Hollis Giammatteo 2017-09-07T04:48:43+00:00

Project Description

I was born in 1948 in Philadelphia, PA, where I lived with my mother for two months. She left, and then for the next 9 months, I received interim care. Then I got adopted. This beginning posited the arbitrary as central, and predisposed me to existential ponderings – how does one grow an identity; what can be built from loss; how does one go about the task of making meaning? In 1972, after education (a B.A. in Fine Arts with a minor in theater; an M.A. in English), I ended up in Philly once again, where, with a friend, I started a theater, The Wilma Theater, whose mission was to showcase the work of experimental dance and theater companies; miraculously it still thrives. I moved west in ’79, or fled, really, hungry for all it promised – big nature: mountains, sea and sky. I’ve called Seattle home since 1979. I have published in a variety of magazines: “Prairie Schooner,” “The North American Review,” “Ms.”, “Calyx,” “Vogue,” “Women’s Sports and Fitness,” and a handful of others. I was granted an N.E.A., awarded a residency at the Cottages at Hedgebrook, received a PEN/Jerard Award, honoring “a distinguished nonfiction work-in-progress for an emerging woman writer” for On the Line: Memoir of a Peace Walk (1988). I continue striving to emerge. I went fishing with Peter Matthiessen, while attending the pilot program of the Environmental Writing Institute/University of Montana, where I lost my sunglasses. I was never not writing, it seemed, and although the forms varied, the themes did not, committed as I remained to self-exploration, and those existential ponderings. I wrote for the delight in language, of course, but also to celebrate the world and how I saw it. I’ve taught writing over the years, believing it to be as much a journey of integration as it is art. I have taken breaks from this otherwise consistent activity to study the worlds of plants, and to make gardens, and to shake up my anthropocentricity, and get a dog.

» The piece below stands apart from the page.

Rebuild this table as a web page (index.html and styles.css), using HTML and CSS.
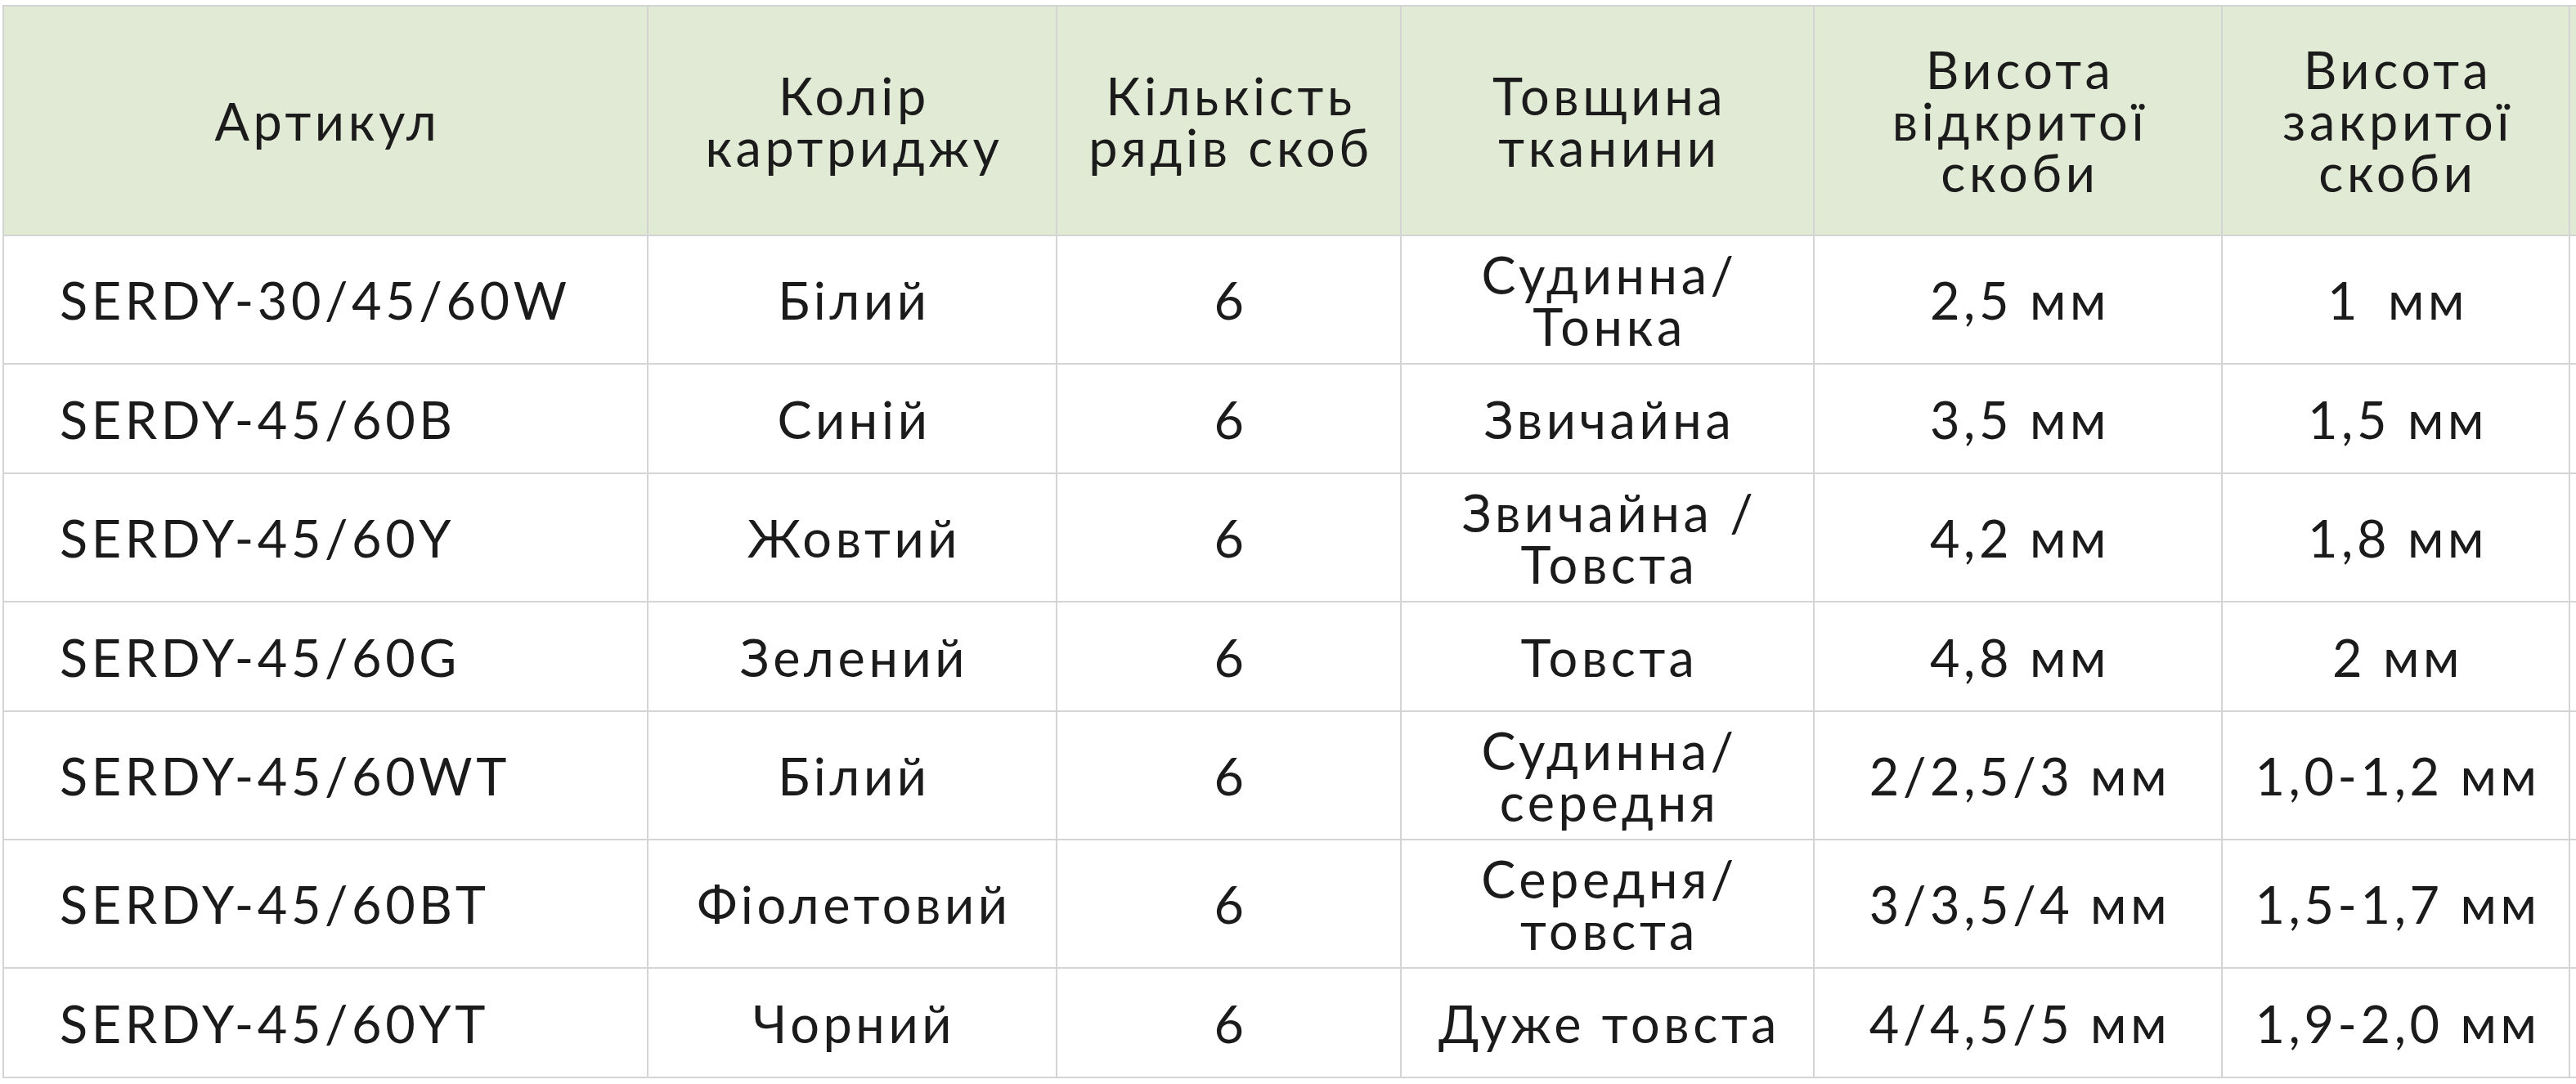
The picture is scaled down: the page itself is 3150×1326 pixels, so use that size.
FILE: index.html
```html
<!DOCTYPE html>
<html lang="uk">
<head>
<meta charset="utf-8">
<title>Картриджі SERDY</title>
<link rel="stylesheet" href="styles.css">
</head>
<body>
<div class="wrap">
<table class="spec">
  <colgroup>
    <col class="c1"><col class="c2"><col class="c3"><col class="c4"><col class="c5"><col class="c6"><col class="c7">
  </colgroup>
  <thead>
    <tr>
      <th>Артикул</th>
      <th>Колір<br>картриджу</th>
      <th>Кількість<br>рядів скоб</th>
      <th>Товщина<br>тканини</th>
      <th>Висота<br>відкритої<br>скоби</th>
      <th>Висота<br>закритої<br>скоби</th>
      <th></th>
    </tr>
  </thead>
  <tbody>
    <tr class="tall">
      <td class="sku">SERDY-30/45/60W</td><td>Білий</td><td>6</td><td>Судинна/<br>Тонка</td><td>2,5 мм</td><td>1 <span class="unit-gap">мм</span></td><td></td>
    </tr>
    <tr>
      <td class="sku">SERDY-45/60B</td><td>Синій</td><td>6</td><td>Звичайна</td><td>3,5 мм</td><td>1,5 мм</td><td></td>
    </tr>
    <tr class="tall">
      <td class="sku">SERDY-45/60Y</td><td>Жовтий</td><td>6</td><td>Звичайна /<br>Товста</td><td>4,2 мм</td><td>1,8 мм</td><td></td>
    </tr>
    <tr>
      <td class="sku">SERDY-45/60G</td><td>Зелений</td><td>6</td><td>Товста</td><td>4,8 мм</td><td>2 мм</td><td></td>
    </tr>
    <tr class="tall">
      <td class="sku">SERDY-45/60WT</td><td>Білий</td><td>6</td><td>Судинна/<br>середня</td><td>2/2,5/3 мм</td><td>1,0-1,2 мм</td><td></td>
    </tr>
    <tr class="tall">
      <td class="sku">SERDY-45/60BT</td><td>Фіолетовий</td><td>6</td><td>Середня/<br>товста</td><td>3/3,5/4 мм</td><td>1,5-1,7 мм</td><td></td>
    </tr>
    <tr>
      <td class="sku">SERDY-45/60YT</td><td>Чорний</td><td>6</td><td>Дуже товста</td><td>4/4,5/5 мм</td><td>1,9-2,0 мм</td><td></td>
    </tr>
  </tbody>
</table>
</div>
</body>
</html>
```
FILE: styles.css
```css
html, body {
  margin: 0;
  padding: 0;
  background: #ffffff;
}
body {
  overflow: hidden;
  font-family: Lato, "Liberation Sans", sans-serif;
  color: #1b1b1b;
}
.wrap {
  padding: 6px 0 0 3px;
  width: 3600px;
}
.spec {
  border-collapse: collapse;
  table-layout: fixed;
  width: 3445px;
  font-size: 63px;
  letter-spacing: 4.6px;
  line-height: 63px;
}
.c1 { width: 788px; }
.c2 { width: 500px; }
.c3 { width: 421px; }
.c4 { width: 505px; }
.c5 { width: 499px; }
.c6 { width: 425px; }
.c7 { width: 307px; }
.spec th, .spec td {
  border: 2px solid #d4d4d4;
  text-align: center;
  vertical-align: middle;
  padding: 0 4px 0 9px;
}
.spec th {
  background: #e1ead4;
  font-weight: 400;
  height: 279px;
}
.spec td {
  height: 132px;
}
.spec tr.tall td {
  height: 155px;
}
.spec td.sku {
  text-align: left;
  padding-left: 68px;
}
.unit-gap {
  margin-left: 12px;
}
```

about THE SHELF LIFE OF ASHES

A literary memoir about the perils – comic and poignant – of aging. At fifty, when I began it, I could not fathom this happening to me, but because we are inculcated with a tremendous significance of this age –fifty – it seemed urgent to cultivate an understanding in the bones. So I got a job working with the elderly. I assumed that among my wards I’d find someone who was managing to age well. Alas, not. All did it poorly – wrapped in bitterness, fragility, dementia. Meanwhile, my mother had begun to call me hourly, it seemed, from PA, , where she

believed herself to be dying. I was, she importuned, to come “home,” and help. This I would “do” for half a dozen times over a year and a half – fly from Seattle to PA. Not wanting the final flavor of our years to be one of remorse for having done nothing, I stepped up, and got to work on our signature issues: Mother’s intransigent Christian Science Mother’s accompanying hypochondria Daughter’s troublesome tendencies – Buddhism, homosexuality, art Not to mention adoption One more thing. It took fifteen years to do this, to turn fifty – to inhabit it, to make it more than a concept. Call me thorough. Call me radically slow to bloom. Thus, into the narrative, I have dropped commentaries, reflections on how I understood – or didn’t – the challenges before me. They cast a more mature gaze back over the stories chosen to illustrate aging’s perils. The narrator emerges, hopefully, enriched by compassion.